- **DATA LINES**
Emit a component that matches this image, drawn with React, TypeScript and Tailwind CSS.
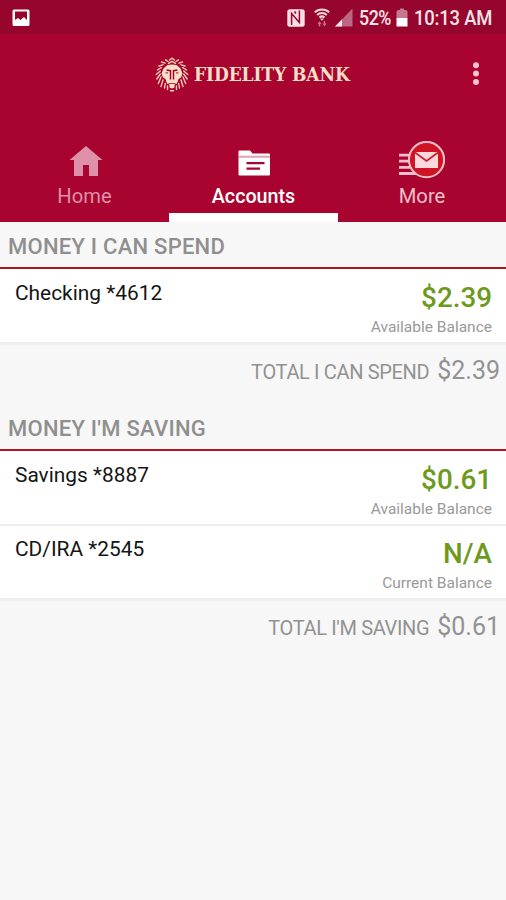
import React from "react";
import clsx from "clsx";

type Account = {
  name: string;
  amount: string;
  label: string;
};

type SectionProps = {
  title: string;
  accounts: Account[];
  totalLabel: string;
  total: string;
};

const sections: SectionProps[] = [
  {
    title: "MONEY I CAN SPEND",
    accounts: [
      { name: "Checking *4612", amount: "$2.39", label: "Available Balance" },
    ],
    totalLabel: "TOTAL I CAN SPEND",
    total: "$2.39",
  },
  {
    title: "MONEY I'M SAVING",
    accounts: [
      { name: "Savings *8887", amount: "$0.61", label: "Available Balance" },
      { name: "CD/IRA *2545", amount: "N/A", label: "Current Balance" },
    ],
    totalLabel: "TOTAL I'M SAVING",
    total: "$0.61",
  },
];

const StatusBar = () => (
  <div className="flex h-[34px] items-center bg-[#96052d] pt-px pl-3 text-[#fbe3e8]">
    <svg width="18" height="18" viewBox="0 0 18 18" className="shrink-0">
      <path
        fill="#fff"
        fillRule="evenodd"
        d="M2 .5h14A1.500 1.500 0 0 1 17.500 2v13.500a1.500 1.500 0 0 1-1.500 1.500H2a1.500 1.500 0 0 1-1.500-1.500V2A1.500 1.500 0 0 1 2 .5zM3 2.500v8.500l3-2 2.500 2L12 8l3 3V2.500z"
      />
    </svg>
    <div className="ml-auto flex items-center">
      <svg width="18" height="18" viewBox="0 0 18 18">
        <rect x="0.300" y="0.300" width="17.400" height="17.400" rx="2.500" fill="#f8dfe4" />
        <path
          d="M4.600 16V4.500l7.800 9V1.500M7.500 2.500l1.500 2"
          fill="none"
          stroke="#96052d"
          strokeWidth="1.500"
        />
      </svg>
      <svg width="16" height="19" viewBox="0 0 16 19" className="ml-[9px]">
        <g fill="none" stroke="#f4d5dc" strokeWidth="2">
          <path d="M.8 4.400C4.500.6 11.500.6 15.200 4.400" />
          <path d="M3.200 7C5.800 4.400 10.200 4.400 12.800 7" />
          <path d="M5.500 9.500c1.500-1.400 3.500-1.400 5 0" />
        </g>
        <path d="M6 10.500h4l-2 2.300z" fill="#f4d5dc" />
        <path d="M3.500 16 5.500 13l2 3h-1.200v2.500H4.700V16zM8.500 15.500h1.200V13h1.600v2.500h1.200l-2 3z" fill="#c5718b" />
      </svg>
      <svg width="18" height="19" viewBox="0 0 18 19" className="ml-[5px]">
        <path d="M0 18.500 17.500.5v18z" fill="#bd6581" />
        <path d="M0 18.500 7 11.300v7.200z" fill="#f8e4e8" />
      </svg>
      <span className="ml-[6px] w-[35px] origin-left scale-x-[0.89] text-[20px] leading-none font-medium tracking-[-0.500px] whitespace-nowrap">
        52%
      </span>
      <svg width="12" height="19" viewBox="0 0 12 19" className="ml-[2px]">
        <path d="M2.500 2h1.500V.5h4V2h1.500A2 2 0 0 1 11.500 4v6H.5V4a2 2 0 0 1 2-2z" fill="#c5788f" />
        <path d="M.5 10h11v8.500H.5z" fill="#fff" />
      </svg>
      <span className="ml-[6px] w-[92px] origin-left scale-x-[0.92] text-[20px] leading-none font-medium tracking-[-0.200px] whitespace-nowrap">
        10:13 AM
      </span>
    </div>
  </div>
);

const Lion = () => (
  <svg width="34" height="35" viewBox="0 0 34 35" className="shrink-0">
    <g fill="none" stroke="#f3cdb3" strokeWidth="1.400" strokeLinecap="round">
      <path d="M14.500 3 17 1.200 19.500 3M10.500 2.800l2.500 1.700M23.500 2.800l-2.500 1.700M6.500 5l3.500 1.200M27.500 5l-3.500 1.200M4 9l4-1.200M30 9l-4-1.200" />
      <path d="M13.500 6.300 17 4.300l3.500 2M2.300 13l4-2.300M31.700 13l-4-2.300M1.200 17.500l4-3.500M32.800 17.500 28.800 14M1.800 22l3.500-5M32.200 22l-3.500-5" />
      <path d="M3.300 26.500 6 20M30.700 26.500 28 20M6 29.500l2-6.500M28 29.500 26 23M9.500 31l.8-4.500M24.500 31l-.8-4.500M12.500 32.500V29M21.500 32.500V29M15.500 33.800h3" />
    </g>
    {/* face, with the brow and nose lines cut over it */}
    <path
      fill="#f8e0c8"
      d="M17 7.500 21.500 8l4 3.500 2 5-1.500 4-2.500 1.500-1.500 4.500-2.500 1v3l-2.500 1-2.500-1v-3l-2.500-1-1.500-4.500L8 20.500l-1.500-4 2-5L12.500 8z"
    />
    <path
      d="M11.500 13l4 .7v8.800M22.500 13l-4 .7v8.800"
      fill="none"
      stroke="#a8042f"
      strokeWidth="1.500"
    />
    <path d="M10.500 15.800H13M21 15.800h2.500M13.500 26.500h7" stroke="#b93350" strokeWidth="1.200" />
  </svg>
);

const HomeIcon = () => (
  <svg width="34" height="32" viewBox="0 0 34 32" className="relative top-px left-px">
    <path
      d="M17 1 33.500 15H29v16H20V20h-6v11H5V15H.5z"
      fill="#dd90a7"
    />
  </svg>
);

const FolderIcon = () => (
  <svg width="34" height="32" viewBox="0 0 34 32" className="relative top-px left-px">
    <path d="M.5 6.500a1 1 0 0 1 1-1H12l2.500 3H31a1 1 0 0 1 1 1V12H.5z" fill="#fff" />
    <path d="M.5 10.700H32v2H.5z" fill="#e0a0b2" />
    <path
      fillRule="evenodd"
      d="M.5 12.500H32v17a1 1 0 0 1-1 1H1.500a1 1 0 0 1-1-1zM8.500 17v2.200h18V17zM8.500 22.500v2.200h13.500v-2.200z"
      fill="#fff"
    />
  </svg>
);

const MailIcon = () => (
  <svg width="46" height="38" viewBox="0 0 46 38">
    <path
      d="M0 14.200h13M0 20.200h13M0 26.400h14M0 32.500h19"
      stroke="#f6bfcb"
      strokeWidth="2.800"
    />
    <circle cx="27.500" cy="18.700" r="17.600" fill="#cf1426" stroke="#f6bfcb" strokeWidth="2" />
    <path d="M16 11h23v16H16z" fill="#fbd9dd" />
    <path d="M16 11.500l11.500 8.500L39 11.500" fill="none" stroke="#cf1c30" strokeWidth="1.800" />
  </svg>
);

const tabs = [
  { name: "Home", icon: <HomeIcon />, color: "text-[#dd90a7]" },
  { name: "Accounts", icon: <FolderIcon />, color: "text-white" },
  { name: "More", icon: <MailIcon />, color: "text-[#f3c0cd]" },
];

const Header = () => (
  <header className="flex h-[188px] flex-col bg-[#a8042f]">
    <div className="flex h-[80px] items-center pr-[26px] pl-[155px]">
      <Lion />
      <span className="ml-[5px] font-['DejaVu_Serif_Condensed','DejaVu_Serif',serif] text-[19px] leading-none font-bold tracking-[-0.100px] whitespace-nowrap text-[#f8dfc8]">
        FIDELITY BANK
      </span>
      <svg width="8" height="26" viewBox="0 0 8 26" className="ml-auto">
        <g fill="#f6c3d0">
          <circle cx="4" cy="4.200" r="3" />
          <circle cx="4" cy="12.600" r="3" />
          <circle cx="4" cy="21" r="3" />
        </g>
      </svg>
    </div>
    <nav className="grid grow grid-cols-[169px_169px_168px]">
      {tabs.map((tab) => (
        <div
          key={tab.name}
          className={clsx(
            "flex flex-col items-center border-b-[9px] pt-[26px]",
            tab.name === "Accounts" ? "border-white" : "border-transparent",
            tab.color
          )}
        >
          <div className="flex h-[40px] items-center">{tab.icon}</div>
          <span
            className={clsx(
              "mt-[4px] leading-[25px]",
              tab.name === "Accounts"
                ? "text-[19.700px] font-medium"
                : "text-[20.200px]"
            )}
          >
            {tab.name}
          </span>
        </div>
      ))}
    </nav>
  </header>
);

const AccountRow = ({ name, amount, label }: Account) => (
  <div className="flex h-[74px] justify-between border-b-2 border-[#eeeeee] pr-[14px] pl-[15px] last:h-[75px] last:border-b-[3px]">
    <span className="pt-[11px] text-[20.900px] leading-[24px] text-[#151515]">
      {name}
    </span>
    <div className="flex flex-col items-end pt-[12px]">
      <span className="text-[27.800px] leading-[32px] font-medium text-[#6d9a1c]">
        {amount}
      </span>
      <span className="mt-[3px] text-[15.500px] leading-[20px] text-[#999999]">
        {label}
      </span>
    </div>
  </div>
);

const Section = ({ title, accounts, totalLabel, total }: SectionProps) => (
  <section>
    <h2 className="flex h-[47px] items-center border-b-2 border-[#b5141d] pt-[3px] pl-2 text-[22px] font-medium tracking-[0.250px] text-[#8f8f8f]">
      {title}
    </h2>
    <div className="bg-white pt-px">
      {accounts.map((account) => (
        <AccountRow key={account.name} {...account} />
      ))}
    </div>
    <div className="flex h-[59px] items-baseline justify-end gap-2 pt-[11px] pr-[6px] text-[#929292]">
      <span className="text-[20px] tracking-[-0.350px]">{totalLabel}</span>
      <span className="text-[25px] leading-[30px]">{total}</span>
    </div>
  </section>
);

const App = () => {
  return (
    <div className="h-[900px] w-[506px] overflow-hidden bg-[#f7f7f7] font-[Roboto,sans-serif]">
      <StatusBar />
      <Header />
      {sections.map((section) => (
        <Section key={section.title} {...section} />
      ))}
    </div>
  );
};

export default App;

- **WHAT YOU WILL DO**
Only a number is wanted: how many lines of the material include the word "React".

- **FULL SOLUTION**
2